C’est ainsi qu’indigné de voir un ministère corrompu poursuivre la mort du malheureux Bing, pour couvrir ses propres fautes, et flatter l’orgueil de la populace anglaise, il employa, pour sauver cette innocente victime du machiavélisme de Pitt, tous les moyens que le génie de la pitié put lui inspirer, et seul éleva sa voix contre l’injustice, tandis que l’Europe étonnée contemplait, en silence, cet exemple d’atrocité antique que l'Angleterre osait donner dans un siècle d’humanité et de lumières.

Le premier ouvrage qui sortit de sa retraite, fut la tragédie de l'Orphelin de la Chine, composée pendant son séjour en Alsace, lorsque, espérant pouvoir vivre à Paris, il voulait qu’un succès au théâtre rassurât ses amis et forçât ses ennemis au silence.

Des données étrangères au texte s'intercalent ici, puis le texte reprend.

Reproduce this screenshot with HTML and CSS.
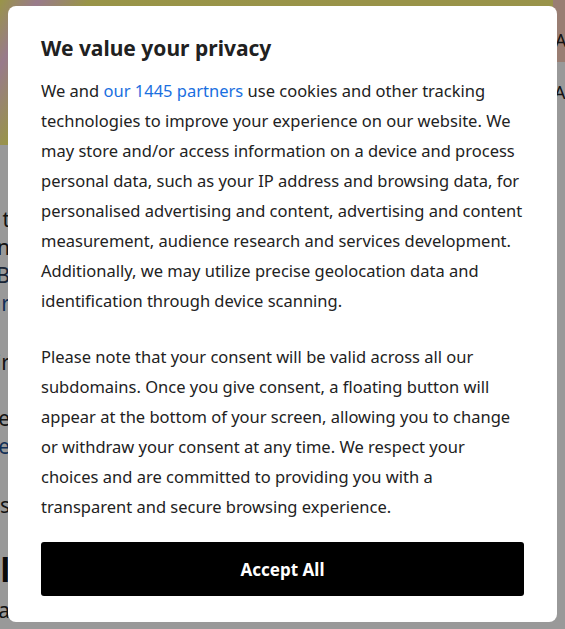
FILE: index.html
```html
<!DOCTYPE html>
<html lang="en">
<head>
<meta charset="utf-8">
<title>Privacy</title>
<link rel="stylesheet" href="styles.css">
</head>
<body>
<div class="page">
  <header class="hero">
    <div class="hero-art"></div>
    <div class="hero-side">
      <div class="topbar"><span class="topbar-text">A</span></div>
      <div class="side-text">Al</div>
    </div>
  </header>
  <main class="content">
    <p class="bg-line">Get t</p>
    <p class="bg-line">Open</p>
    <p class="bg-line dark-blue">BB</p>
    <p class="bg-line link">Star</p>
    <p class="bg-line g5">Pair</p>
    <p class="bg-line g6">The</p>
    <p class="bg-line link">Rate</p>
    <p class="bg-line g8">Yes</p>
    <p class="bg-heading">Buildl</p>
    <p class="bg-line g10">Data</p>
  </main>
</div>

<div class="overlay">
  <section class="modal" role="dialog" aria-labelledby="modal-title">
    <h2 id="modal-title" class="modal-title">We value your privacy</h2>
    <p class="modal-text">We and <a href="#" class="modal-link">our 1445 partners</a> use cookies and other tracking technologies to improve your experience on our website. We may store and/or access information on a device and process personal data, such as your IP address and browsing data, for personalised advertising and content, advertising and content measurement, audience research and services development. Additionally, we may utilize precise geolocation data and identification through device scanning.</p>
    <p class="modal-text">Please note that your consent will be valid across all our subdomains. Once you give consent, a floating button will appear at the bottom of your screen, allowing you to change or withdraw your consent at any time. We respect your choices and are committed to providing you with a transparent and secure browsing experience.</p>
    <button class="accept-btn" type="button">Accept All</button>
  </section>
</div>
</body>
</html>
```

FILE: styles.css
```css
html, body {
  margin: 0;
  padding: 0;
}

body {
  font-family: "Noto Sans", "Open Sans", sans-serif;
  background: #ffffff;
  color: #222222;
  width: 565px;
  height: 629px;
  overflow: hidden;
}

.page {
  width: 565px;
}

.hero {
  display: grid;
  grid-template-columns: 1fr 12px;
  height: 145px;
}

.hero-art {
  background:
    linear-gradient(120deg, rgba(255,210,250,0) 0%, rgba(255,200,245,0.9) 6%, rgba(255,210,250,0) 14%),
    linear-gradient(160deg, #fff878 0%, #fff57c 60%, #f8f087 100%);
}

.hero-side {
  display: flex;
  flex-direction: column;
  background: #ffffff;
}

.topbar {
  height: 62px;
  box-sizing: border-box;
  background: #ffd3c0;
  display: flex;
  align-items: flex-end;
  padding-bottom: 9px;
}

.topbar-text {
  font-size: 18px;
  line-height: 26px;
  color: #222;
  padding-left: 2px;
}

.side-text {
  font-size: 18px;
  color: #222;
  padding-top: 18px;
  padding-left: 1px;
}

.content {
  padding-top: 60px;
  width: 10px;
}

.bg-line {
  margin: 0;
  display: flex;
  justify-content: flex-end;
  white-space: nowrap;
  font-size: 21px;
  line-height: 28px;
  color: #222;
}

.bg-line.dark-blue {
  color: #2a3c5a;
}

.bg-line.link {
  color: #1d4f91;
}

.bg-line.g5 { margin-top: 31px; }
.bg-line.g6 { margin-top: 28px; }
.bg-line.g8 { margin-top: 31px; }
.bg-line.g10 { margin-top: 8px; }

.bg-heading {
  margin: 33px 0 0 0;
  display: flex;
  justify-content: flex-end;
  white-space: nowrap;
  font-size: 32px;
  font-weight: 700;
  line-height: 36px;
  color: #111;
}

.overlay {
  position: fixed;
  inset: 0;
  background: rgba(0, 0, 0, 0.4);
}

.modal {
  position: absolute;
  left: 8px;
  top: 6px;
  width: 549px;
  height: 616px;
  box-sizing: border-box;
  background: #ffffff;
  border-radius: 8px;
  padding: 28px 33px 26px 33px;
  display: flex;
  flex-direction: column;
}

.modal-title {
  margin: 0 0 14px 0;
  font-size: 21px;
  font-weight: 700;
  line-height: 28px;
  color: #212121;
}

.modal-text {
  margin: 0 0 26px 0;
  font-size: 16.5px;
  line-height: 30px;
  color: #222222;
}

.modal-text:last-of-type {
  margin-bottom: 20px;
}

.modal-link {
  color: #1a6fe0;
  text-decoration: none;
}

.accept-btn {
  flex-shrink: 0;
  height: 54px;
  width: 100%;
  border: none;
  border-radius: 3px;
  background: #000000;
  color: #ffffff;
  font-family: inherit;
  font-size: 17px;
  font-weight: 700;
  cursor: pointer;
}
```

Dans les commencements de l’art tragique, les poètes étaient assurés de frapper les esprits en donnant à leurs personnages des sentiments contraires à ceux de la nature, en sacrifiant ces sentiments que chaque homme porte au fond du cœur, aux passions plus rares de la gloire, du patriotisme exagéré, du dévouement à ses princes.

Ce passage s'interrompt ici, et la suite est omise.